Skip every picture, and extract verbatim the lines from the line containing "What React, TypeScript" to the line containing "const COLUMNS = '88px", both lines included.

===== DATASET =====

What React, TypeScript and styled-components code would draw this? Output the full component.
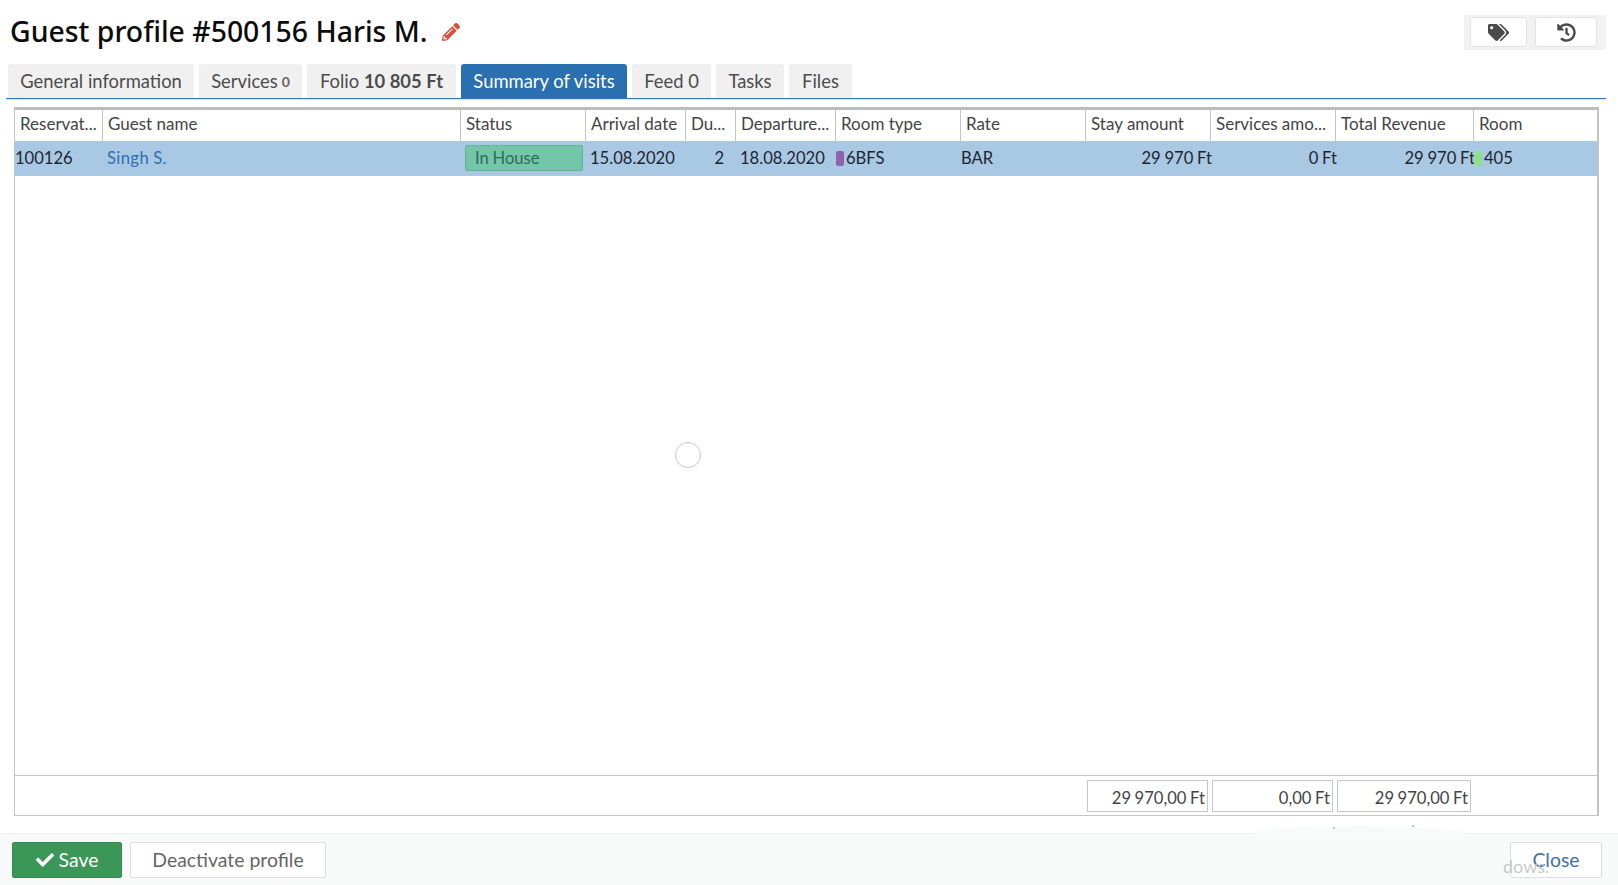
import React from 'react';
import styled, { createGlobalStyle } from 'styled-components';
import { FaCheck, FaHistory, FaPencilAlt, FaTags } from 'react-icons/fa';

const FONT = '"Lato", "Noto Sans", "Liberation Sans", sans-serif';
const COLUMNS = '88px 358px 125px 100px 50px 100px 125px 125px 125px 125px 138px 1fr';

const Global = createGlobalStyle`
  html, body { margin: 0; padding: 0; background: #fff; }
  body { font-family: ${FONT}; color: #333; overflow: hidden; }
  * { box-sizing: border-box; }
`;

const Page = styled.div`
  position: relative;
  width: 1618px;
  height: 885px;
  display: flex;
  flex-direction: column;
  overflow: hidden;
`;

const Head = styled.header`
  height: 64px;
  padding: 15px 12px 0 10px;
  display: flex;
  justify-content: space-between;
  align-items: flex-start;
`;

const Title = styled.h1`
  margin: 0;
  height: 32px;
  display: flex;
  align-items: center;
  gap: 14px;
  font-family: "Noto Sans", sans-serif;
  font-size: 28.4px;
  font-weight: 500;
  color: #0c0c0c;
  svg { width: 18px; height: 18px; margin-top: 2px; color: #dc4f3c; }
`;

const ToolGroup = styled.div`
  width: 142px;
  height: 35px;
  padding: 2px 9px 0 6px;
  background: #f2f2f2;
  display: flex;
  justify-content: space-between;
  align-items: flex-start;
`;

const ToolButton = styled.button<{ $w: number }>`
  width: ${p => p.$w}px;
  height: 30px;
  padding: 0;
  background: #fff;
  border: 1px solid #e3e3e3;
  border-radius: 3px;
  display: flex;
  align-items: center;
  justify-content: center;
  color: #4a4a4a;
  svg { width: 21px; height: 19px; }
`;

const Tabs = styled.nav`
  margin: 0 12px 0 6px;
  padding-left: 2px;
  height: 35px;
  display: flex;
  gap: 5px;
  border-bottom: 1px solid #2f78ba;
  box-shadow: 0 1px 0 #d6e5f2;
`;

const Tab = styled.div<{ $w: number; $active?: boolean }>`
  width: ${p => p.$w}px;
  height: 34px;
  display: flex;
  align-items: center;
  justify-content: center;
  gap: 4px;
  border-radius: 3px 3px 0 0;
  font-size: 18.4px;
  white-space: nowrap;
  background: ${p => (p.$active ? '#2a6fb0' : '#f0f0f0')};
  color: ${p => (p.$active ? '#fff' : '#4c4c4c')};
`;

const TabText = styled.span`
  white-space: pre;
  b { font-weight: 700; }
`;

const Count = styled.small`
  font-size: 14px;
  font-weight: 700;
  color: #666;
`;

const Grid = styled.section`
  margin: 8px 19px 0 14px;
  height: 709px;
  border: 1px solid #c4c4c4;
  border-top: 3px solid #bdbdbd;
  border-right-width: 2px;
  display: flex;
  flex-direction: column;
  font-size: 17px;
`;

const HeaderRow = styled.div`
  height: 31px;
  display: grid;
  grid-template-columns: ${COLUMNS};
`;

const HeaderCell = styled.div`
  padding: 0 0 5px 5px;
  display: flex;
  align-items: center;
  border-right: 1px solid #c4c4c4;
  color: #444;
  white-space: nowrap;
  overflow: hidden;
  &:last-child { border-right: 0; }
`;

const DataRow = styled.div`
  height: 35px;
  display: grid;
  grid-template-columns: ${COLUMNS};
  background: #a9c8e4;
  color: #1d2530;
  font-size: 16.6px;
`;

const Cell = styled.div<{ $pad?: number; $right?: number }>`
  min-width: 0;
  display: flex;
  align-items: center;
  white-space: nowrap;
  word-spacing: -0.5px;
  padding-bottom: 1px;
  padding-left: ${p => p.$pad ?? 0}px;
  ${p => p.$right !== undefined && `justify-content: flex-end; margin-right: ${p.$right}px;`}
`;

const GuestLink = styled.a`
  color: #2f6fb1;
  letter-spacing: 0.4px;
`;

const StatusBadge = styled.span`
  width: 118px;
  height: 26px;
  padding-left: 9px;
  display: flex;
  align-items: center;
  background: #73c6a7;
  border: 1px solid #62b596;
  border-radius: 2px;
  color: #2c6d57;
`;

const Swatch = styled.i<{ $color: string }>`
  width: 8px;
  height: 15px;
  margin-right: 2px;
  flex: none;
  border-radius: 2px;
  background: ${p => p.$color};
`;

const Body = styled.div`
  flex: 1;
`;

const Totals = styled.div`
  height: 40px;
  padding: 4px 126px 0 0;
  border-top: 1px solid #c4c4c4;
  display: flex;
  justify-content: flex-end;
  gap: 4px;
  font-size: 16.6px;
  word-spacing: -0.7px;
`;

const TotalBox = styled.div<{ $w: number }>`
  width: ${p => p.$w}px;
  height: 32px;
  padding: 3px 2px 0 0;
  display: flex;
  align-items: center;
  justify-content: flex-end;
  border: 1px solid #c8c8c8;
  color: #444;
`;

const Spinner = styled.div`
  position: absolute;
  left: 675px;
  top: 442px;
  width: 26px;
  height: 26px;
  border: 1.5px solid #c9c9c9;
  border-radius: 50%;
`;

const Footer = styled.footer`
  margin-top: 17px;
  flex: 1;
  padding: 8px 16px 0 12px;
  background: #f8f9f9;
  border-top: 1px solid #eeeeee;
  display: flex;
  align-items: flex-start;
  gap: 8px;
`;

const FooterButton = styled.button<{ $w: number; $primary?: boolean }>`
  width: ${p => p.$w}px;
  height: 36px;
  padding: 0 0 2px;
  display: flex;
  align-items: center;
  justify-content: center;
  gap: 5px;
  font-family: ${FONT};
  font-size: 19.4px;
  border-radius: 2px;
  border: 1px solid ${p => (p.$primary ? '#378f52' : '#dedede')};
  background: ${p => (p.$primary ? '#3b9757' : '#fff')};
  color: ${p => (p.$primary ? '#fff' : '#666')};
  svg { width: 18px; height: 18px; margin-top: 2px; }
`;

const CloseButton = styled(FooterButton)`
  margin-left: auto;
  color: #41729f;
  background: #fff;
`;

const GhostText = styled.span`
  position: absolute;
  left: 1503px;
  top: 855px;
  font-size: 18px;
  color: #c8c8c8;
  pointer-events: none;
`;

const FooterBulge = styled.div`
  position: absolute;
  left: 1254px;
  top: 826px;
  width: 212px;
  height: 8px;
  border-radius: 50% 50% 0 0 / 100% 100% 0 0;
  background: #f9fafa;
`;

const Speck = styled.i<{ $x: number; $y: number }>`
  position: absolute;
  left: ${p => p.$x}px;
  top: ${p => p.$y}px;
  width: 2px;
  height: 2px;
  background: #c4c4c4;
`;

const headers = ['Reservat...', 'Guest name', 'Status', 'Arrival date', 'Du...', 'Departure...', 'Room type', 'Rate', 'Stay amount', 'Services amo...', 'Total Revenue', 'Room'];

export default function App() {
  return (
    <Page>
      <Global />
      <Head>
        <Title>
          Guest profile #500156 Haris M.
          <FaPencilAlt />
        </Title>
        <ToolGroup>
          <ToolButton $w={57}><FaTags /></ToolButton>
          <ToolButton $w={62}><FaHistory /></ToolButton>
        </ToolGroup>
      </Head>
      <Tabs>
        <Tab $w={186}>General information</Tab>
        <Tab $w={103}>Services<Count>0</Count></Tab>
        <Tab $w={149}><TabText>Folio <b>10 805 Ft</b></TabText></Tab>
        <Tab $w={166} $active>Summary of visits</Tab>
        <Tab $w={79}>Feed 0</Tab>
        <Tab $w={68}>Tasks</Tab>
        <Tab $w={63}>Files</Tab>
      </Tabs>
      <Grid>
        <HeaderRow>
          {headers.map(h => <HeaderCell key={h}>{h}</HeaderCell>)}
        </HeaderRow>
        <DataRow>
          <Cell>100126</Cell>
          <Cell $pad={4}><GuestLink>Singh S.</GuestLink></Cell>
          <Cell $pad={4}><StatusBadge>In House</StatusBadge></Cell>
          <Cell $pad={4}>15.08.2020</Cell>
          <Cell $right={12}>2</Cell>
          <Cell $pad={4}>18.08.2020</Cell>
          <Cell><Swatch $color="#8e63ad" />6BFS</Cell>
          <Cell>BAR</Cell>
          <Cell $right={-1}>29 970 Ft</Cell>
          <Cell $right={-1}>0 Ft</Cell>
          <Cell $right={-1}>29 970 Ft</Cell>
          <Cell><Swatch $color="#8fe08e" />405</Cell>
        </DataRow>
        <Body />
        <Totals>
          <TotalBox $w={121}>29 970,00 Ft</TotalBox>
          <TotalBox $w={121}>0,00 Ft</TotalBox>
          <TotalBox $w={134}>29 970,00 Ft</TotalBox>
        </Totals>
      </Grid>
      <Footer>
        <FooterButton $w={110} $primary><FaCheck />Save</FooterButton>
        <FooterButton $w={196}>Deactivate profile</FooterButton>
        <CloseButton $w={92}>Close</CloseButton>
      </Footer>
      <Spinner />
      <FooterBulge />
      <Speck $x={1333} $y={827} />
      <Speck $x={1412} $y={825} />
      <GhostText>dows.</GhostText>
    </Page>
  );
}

=====
===== DATASET =====

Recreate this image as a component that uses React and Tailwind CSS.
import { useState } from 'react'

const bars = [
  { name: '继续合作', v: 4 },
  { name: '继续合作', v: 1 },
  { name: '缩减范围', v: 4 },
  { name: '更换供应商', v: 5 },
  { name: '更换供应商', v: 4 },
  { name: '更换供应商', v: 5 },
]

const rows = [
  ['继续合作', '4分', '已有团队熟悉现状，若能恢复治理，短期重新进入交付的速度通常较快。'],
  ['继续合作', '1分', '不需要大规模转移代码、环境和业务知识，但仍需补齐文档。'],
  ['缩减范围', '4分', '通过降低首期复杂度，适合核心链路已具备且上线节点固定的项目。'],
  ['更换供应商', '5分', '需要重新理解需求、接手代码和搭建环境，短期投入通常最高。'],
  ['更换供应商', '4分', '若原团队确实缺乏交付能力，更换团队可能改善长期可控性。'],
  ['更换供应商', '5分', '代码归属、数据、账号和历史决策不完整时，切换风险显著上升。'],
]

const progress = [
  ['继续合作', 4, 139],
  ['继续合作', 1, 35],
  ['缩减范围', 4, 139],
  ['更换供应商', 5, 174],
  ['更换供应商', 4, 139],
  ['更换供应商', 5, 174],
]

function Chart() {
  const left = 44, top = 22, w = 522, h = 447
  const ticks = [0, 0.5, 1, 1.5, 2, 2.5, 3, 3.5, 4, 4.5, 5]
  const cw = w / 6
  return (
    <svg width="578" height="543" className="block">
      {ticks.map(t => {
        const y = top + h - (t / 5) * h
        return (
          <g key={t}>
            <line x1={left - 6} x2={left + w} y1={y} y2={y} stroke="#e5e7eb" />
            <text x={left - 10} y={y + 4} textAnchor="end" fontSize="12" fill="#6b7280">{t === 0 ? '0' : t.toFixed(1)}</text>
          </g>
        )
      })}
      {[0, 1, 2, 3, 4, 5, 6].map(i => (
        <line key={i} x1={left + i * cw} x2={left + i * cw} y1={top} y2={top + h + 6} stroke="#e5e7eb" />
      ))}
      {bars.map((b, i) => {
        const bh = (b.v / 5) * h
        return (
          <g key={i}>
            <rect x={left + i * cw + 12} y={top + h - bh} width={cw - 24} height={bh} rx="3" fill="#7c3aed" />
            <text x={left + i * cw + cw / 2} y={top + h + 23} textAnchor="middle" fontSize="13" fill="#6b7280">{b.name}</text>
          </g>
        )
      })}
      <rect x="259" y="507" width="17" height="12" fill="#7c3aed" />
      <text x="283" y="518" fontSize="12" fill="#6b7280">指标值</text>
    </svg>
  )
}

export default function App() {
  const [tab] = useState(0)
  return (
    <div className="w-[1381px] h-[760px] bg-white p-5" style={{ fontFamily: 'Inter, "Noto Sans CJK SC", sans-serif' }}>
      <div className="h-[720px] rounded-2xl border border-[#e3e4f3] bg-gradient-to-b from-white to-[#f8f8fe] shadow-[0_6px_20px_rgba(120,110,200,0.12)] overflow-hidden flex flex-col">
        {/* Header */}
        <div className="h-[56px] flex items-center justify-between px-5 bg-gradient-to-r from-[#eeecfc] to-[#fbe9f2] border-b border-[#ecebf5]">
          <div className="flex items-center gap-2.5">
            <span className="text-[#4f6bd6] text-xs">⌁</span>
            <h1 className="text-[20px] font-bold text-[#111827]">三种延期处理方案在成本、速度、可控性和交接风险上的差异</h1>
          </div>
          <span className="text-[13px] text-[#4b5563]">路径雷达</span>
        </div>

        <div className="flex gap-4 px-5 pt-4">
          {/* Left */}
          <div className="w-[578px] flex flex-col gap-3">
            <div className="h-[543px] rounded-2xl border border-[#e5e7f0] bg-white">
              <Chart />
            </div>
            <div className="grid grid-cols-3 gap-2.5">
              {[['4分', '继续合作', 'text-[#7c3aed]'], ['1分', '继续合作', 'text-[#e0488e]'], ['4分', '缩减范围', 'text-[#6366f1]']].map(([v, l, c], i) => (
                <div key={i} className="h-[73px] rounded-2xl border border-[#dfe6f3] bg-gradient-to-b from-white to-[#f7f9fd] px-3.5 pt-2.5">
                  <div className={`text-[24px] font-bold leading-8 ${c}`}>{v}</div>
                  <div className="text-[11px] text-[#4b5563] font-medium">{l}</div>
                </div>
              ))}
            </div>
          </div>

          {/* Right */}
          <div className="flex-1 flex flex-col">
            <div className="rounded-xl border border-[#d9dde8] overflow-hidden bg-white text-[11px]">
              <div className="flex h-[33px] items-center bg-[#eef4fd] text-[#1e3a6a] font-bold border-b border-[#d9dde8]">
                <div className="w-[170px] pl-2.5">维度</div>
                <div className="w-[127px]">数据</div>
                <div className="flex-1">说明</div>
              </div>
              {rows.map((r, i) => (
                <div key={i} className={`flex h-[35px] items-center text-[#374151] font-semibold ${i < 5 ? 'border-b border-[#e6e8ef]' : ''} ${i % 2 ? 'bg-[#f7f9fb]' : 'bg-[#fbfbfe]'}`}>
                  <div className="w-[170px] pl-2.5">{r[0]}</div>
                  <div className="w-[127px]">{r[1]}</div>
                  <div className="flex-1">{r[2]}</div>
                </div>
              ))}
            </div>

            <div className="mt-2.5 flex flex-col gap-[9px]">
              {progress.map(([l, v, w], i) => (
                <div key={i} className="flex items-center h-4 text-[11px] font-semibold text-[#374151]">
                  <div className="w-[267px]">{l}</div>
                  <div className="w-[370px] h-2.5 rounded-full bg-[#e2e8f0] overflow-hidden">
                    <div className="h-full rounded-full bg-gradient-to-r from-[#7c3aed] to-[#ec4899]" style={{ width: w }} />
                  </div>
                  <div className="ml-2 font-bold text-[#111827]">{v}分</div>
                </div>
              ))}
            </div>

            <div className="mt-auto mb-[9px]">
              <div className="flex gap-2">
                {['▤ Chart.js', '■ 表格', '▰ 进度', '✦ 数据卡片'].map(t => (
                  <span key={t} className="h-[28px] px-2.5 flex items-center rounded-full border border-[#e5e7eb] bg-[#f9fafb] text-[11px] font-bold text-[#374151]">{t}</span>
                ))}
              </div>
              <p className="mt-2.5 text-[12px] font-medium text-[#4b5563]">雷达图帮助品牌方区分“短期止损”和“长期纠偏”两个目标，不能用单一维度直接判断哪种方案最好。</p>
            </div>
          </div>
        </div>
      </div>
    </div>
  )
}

=====
===== DATASET =====

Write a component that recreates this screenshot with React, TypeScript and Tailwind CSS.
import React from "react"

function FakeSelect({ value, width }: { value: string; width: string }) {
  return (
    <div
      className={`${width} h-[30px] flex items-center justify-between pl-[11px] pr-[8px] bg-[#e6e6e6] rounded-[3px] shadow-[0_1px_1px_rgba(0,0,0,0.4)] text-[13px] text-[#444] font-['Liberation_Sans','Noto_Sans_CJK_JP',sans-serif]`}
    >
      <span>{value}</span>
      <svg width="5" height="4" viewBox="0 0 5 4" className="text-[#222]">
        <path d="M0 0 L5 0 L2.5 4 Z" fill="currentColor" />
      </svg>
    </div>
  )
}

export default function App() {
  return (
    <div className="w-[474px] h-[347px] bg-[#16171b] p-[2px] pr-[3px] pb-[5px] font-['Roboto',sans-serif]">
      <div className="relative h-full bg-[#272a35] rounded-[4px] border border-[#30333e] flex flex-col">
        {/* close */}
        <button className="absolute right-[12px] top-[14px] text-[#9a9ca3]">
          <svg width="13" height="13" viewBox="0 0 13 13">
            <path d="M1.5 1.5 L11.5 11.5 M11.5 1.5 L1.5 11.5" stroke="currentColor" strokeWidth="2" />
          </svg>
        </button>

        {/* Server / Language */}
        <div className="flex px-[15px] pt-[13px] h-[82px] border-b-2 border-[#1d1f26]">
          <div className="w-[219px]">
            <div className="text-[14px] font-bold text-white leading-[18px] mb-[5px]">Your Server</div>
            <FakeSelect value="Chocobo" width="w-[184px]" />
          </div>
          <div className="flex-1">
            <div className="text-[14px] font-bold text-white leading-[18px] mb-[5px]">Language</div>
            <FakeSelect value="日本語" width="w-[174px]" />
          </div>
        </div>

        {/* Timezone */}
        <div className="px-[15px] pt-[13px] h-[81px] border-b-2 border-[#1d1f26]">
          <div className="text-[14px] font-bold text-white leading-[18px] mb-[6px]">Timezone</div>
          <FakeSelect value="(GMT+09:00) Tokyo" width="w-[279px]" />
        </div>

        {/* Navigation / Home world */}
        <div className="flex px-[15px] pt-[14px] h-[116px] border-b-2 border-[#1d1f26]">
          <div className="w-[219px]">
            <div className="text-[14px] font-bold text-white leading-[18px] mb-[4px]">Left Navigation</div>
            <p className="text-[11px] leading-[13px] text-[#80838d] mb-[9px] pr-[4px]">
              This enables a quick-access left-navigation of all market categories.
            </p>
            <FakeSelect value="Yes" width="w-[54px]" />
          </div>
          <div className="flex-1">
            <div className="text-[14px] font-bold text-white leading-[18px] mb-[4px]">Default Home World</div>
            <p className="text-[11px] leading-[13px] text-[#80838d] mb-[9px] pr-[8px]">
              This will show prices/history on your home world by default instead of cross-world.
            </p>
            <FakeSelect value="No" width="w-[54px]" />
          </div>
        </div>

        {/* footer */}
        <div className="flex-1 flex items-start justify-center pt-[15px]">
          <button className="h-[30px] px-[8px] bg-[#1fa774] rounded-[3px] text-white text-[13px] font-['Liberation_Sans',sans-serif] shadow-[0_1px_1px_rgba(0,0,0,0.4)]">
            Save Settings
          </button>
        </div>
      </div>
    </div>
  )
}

=====

— EXERCISE RESULT —
What React, TypeScript and styled-components code would draw this? Output the full component.
import React from 'react';
import styled, { createGlobalStyle } from 'styled-components';
import { FaCheck, FaHistory, FaPencilAlt, FaTags } from 'react-icons/fa';

const FONT = '"Lato", "Noto Sans", "Liberation Sans", sans-serif';
const COLUMNS = '88px 358px 125px 100px 50px 100px 125px 125px 125px 125px 138px 1fr';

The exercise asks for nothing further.